Sotto altro profilo, si deve rimarcare come la manifestazione di amichevole 
disponibilita' verso i mafiosi, proveniente da una personalita' politica 
cosi' eminente e cosi' influente, non potesse, di per se', non implicare la 
consapevole adduzione alla associazione di un rilevante contributo 
rafforzativo.

Pagg. 1517-1518
In definitiva, la Corte ritiene che sia ravvisabile il reato di 
partecipazione alla associazione per delinquere nella condotta di un 
eminentissimo personaggio politico nazionale, di spiccatissima influenza 
nella politica generale del Paese ed estraneo all'ambiente siciliano, il 
quale, nell'arco di un congruo lasso di tempo, anche al di fuori di una 
esplicitata negoziazione di appoggi elettorali in cambio di propri 
interventi in favore di una organizzazione mafiosa di rilevantissimo 
radicamento territoriale nell'Isola: a) chieda ed ottenga, per conto di 
suoi sodali, ad esponenti di spicco della associazione interventi 
para-legali, ancorche' per finalita' non riprovevoli; b) incontri 
ripetutamente esponenti di vertice della stessa associazione; c) 
intrattenga con gli stessi relazioni amichevoli, rafforzandone la influenza 
anche rispetto ad altre componenti dello stesso sodalizio tagliate fuori da 
tali rapporti; d) appalesi autentico interessamento in relazione a vicende 
particolarmente delicate per la vita del sodalizio mafioso; e) indichi ai 
mafiosi, in relazione a tali vicende, le strade da seguire e discuta con i 
medesimi anche di fatti criminali gravissimi da loro perpetrati in 
connessione con le medesime vicende, senza destare in essi la 
preoccupazione di venire denunciati; f) ometta di denunciare elementi utili 
a far luce su fatti di particolarissima gravita', di cui sia venuto a 
conoscenza in dipendenza di diretti contatti con i mafiosi; g) dia, in 
buona sostanza, a detti esponenti mafiosi segni autentici - e non meramente 
fittizi - di amichevole disponibilita', idonei, anche al di fuori della 
messa in atto di specifici ed effettivi interventi agevolativi, a 
contribuire al rafforzamento della organizzazione criminale, inducendo 
negli affiliati, anche per la sua autorevolezza politica, il sentimento di 
essere protetti al piu' alto livello del potere legale.
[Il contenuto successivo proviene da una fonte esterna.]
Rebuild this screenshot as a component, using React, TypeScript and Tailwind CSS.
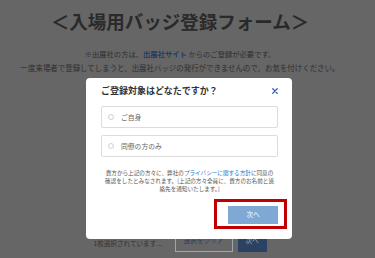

Alla stregua dell'esposto convincimento, si deve concludere che ricorrono 
le condizioni per ribaltare, sia pure nei limiti del periodo in 
considerazione, il giudizio negativo espresso dal Tribunale in ordine alla 
sussistenza del reato e che, conseguentemente, siano nel merito fondate le 
censure dei PM appellanti.
Non resta, allora, che confermare, anche sotto il profilo considerato, il 
gia' precisato orientamento ed emettere, pertanto, la statuizione di non 
luogo a procedere per essere il reato concretamente ravvisabile a carico 
del sen. Andreotti estinto per prescrizione.